Visiting German Leader Pledges Solidarity with the Jewish State

It was cast as a courtesy visit to bolster a decades-old alliance built from the ashes of the Holocaust, but German Chancellor Angela Merkel came to Israel with a real mission in mind. With Israelis facing ever-greater threats in the form of Hamas and Iran, the new German leader used her first trip here to make clear that she took seriously Germany’s post-Holocaust responsibilities toward the Jewish state.

“The existence of the State of Israel is and remains an inviolable pillar of German policy, you can be sure of that,” the chancellor said Monday after laying a wreath at Yad Vashem. “We stand strongly at Israel’s side, especially during difficult times.”

A native of East Germany who saw firsthand the ravages of totalitarianism, Merkel made clear even before getting elected last November that supporting Israel and fighting anti-Semitism would be central to her foreign policy.

The fact that she visited Israel so soon — compared to the last five years in which her predecessor, Gerhard Schroeder, made no such effort — was welcomed in Jerusalem.

Aides to Acting Prime Minister Ehud Olmert said he and Merkel hit it off, especially since the German chancellor appeared to agree with Israel’s rancor over the inaction of Palestinian Authority President Mahmoud Abbas against terror.

“He has fallen in love with his image of being a weak leader,” Yediot Achronot quoted Merkel as saying of Abbas in one closed-door discussion.

The terror issue looms large after Hamas’ victory in last week’s Palestinian elections. Merkel has matched President Bush in calling for the international community to isolate the a government led by the radical Islamic group until it reforms.

“Such a Palestinian Authority cannot be directly supported by money from the E.U.,” Merkel said ahead of a meeting with Abbas in which she was expected to request that he use his influence to get Hamas to renounce violence and recognize Israel.

Merkel made a point of not meeting with Hamas representatives during her two-day visit. Perhaps not coincidentally, the Islamic group issued an urgent appeal to foreign donors not to cut aid to the Palestinian Authority.

“We urge you to understand the Palestinian reality, and not to rush in and impose conditions and demands that ignore this reality and increase the suffering of the people,” Ismail Haniyeh, head of the Hamas parliamentary faction, said in the Gaza Strip.
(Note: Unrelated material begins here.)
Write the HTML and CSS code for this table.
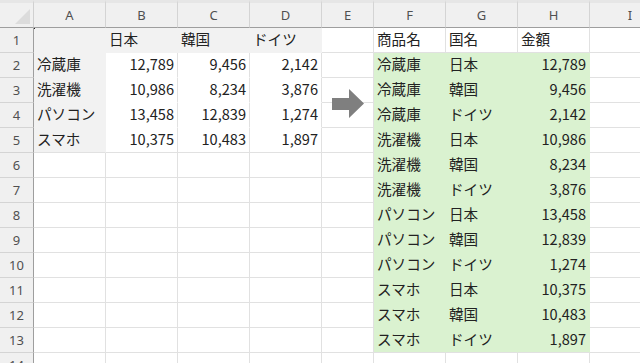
FILE: index.html
```html
<!DOCTYPE html>
<html lang="ja">
<head>
<meta charset="utf-8">
<link rel="stylesheet" href="styles.css">
</head>
<body>
<div class="sheet">
  <div class="grid">
    <div class="corner"><span class="tri"></span></div>
    <div class="ch">A</div><div class="ch">B</div><div class="ch">C</div><div class="ch">D</div><div class="ch">E</div><div class="ch">F</div><div class="ch">G</div><div class="ch">H</div><div class="ch last">I</div>

    <div class="rh">1</div>
    <div class="c g"></div><div class="c g">日本</div><div class="c g">韓国</div><div class="c g">ドイツ</div>
    <div class="c"></div><div class="c">商品名</div><div class="c">国名</div><div class="c">金額</div><div class="c"></div>

    <div class="rh">2</div>
    <div class="c g">冷蔵庫</div><div class="c v n">12,789</div><div class="c v n">9,456</div><div class="c v n">2,142</div>
    <div class="c"></div><div class="c gr">冷蔵庫</div><div class="c gr">日本</div><div class="c gr n">12,789</div><div class="c"></div>

    <div class="rh">3</div>
    <div class="c g">洗濯機</div><div class="c v n">10,986</div><div class="c v n">8,234</div><div class="c v n">3,876</div>
    <div class="c"></div><div class="c gr">冷蔵庫</div><div class="c gr">韓国</div><div class="c gr n">9,456</div><div class="c"></div>

    <div class="rh">4</div>
    <div class="c g">パソコン</div><div class="c v n">13,458</div><div class="c v n">12,839</div><div class="c v n">1,274</div>
    <div class="c"></div><div class="c gr">冷蔵庫</div><div class="c gr">ドイツ</div><div class="c gr n">2,142</div><div class="c"></div>

    <div class="rh">5</div>
    <div class="c g b">スマホ</div><div class="c v b n">10,375</div><div class="c v b n">10,483</div><div class="c v b n">1,897</div>
    <div class="c"></div><div class="c gr">洗濯機</div><div class="c gr">日本</div><div class="c gr n">10,986</div><div class="c"></div>

    <div class="rh">6</div>
    <div class="c"></div><div class="c"></div><div class="c"></div><div class="c"></div>
    <div class="c"></div><div class="c gr">洗濯機</div><div class="c gr">韓国</div><div class="c gr n">8,234</div><div class="c"></div>

    <div class="rh">7</div>
    <div class="c"></div><div class="c"></div><div class="c"></div><div class="c"></div>
    <div class="c"></div><div class="c gr">洗濯機</div><div class="c gr">ドイツ</div><div class="c gr n">3,876</div><div class="c"></div>

    <div class="rh">8</div>
    <div class="c"></div><div class="c"></div><div class="c"></div><div class="c"></div>
    <div class="c"></div><div class="c gr">パソコン</div><div class="c gr">日本</div><div class="c gr n">13,458</div><div class="c"></div>

    <div class="rh">9</div>
    <div class="c"></div><div class="c"></div><div class="c"></div><div class="c"></div>
    <div class="c"></div><div class="c gr">パソコン</div><div class="c gr">韓国</div><div class="c gr n">12,839</div><div class="c"></div>

    <div class="rh">10</div>
    <div class="c"></div><div class="c"></div><div class="c"></div><div class="c"></div>
    <div class="c"></div><div class="c gr">パソコン</div><div class="c gr">ドイツ</div><div class="c gr n">1,274</div><div class="c"></div>

    <div class="rh">11</div>
    <div class="c"></div><div class="c"></div><div class="c"></div><div class="c"></div>
    <div class="c"></div><div class="c gr">スマホ</div><div class="c gr">日本</div><div class="c gr n">10,375</div><div class="c"></div>

    <div class="rh">12</div>
    <div class="c"></div><div class="c"></div><div class="c"></div><div class="c"></div>
    <div class="c"></div><div class="c gr">スマホ</div><div class="c gr">韓国</div><div class="c gr n">10,483</div><div class="c"></div>

    <div class="rh">13</div>
    <div class="c"></div><div class="c"></div><div class="c"></div><div class="c"></div>
    <div class="c"></div><div class="c gr b">スマホ</div><div class="c gr b">ドイツ</div><div class="c gr b n">1,897</div><div class="c"></div>

    <div class="rh">14</div>
    <div class="c"></div><div class="c"></div><div class="c"></div><div class="c"></div>
    <div class="c"></div><div class="c"></div><div class="c"></div><div class="c"></div><div class="c"></div>
  </div>
  <svg class="arrow" width="32" height="30" viewBox="0 0 32 30" aria-hidden="true">
    <polygon points="0,9 17,9 17,0 32,14.5 17,29 17,21 0,21" fill="#7f7f7f"/>
  </svg>
  <span class="sel-dot"></span>
</div>
</body>
</html>
```

FILE: styles.css
```css
html, body {
  margin: 0;
  padding: 0;
  background: #ffffff;
}

.sheet {
  position: relative;
  width: 640px;
  height: 363px;
  overflow: hidden;
}

.grid {
  display: grid;
  grid-template-columns: 34px 72px 72px 72px 72px 52px 72px 72px 72px 80px;
  grid-template-rows: 28px repeat(13, 25px) 25px;
  font-family: "Noto Sans CJK JP", "Noto Sans", sans-serif;
  font-size: 14.6px;
  color: #222222;
}

.corner {
  position: relative;
  background: #f0f0f0;
  border-top: 3px solid #e6e6e6;
  border-right: 1px solid #d0d0d0;
  border-bottom: 1px solid #9e9e9e;
  box-sizing: border-box;
}

.tri {
  position: absolute;
  right: 3px;
  bottom: 3px;
  width: 0;
  height: 0;
  border-left: 15px solid transparent;
  border-bottom: 15px solid #dcdcdc;
}

.ch {
  box-sizing: border-box;
  background: #f0f0f0;
  border-top: 3px solid #e6e6e6;
  border-right: 1px solid #d4d4d4;
  border-bottom: 1px solid #9e9e9e;
  font-family: "Noto Sans", sans-serif;
  font-size: 13px;
  color: #505050;
  display: flex;
  align-items: center;
  justify-content: center;
  padding-bottom: 1px;
}

.ch.last {
  border-right: none;
}

.rh {
  box-sizing: border-box;
  background: #f0f0f0;
  border-right: 1px solid #9e9e9e;
  border-bottom: 1px solid #d4d4d4;
  font-family: "Noto Sans", sans-serif;
  font-size: 13px;
  color: #505050;
  display: flex;
  align-items: center;
  justify-content: center;
}

.c {
  box-sizing: border-box;
  border-right: 1px solid #e1e1e1;
  border-bottom: 1px solid #e1e1e1;
  padding: 0 3px 1px 3px;
  display: flex;
  align-items: center;
  white-space: nowrap;
  overflow: hidden;
  line-height: 1;
}

.n {
  justify-content: flex-end;
}

.g {
  background: #f2f2f2;
  border-color: #f2f2f2;
}

.v {
  border-bottom-color: #ffffff;
}

.gr {
  background: #daf2d0;
  border-color: #daf2d0;
}

.b {
  border-bottom-color: #e1e1e1;
}

.arrow {
  position: absolute;
  left: 332px;
  top: 89px;
}

.sel-dot {
  position: absolute;
  left: 34px;
  top: 28px;
  width: 1px;
  height: 1px;
  background: #222222;
}
```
With Palestinians so dependent on foreign aid, some political analysts predict that a united European stand against Hamas will not last.

“Merkel’s no-nonsense leadership is especially needed to ensure that the E.U.’s enunciated criteria for dealing with Hamas do not get watered down,” wrote Elliot Jager, an editorial writer at The Jerusalem Post.

On another front, Merkel is considered key to countering the Iranian nuclear threat against Israel.

She was one of the first Western leaders to condemn Iranian President Mahmoud Ahmadinejad’s Holocaust denials and calls for the Jewish state to be “wiped off the map” last year.

Under her watch, Germany — one of the three E.U. nations trying, with little success, to talk Iran out of its nuclear plans — has shifted to a more aggressive approach.

Merkel told reporters that Iran “is not only a threat to Israel, but to the entire democratic world”.

“Iran is now crossing a red line and Germany finds to be unacceptable the Iranian president’s remarks regarding the distortion of history and we cannot countenance this. We will work to expand the refusal to accept Iran’s position and we will create a broad base that will refute this position,” she said.

In another show of solidarity with Israel, Merkel’s government has approved the discounted sale of two German-made Dolphin submarines to Israel, which will significantly expand its defensive capabilities.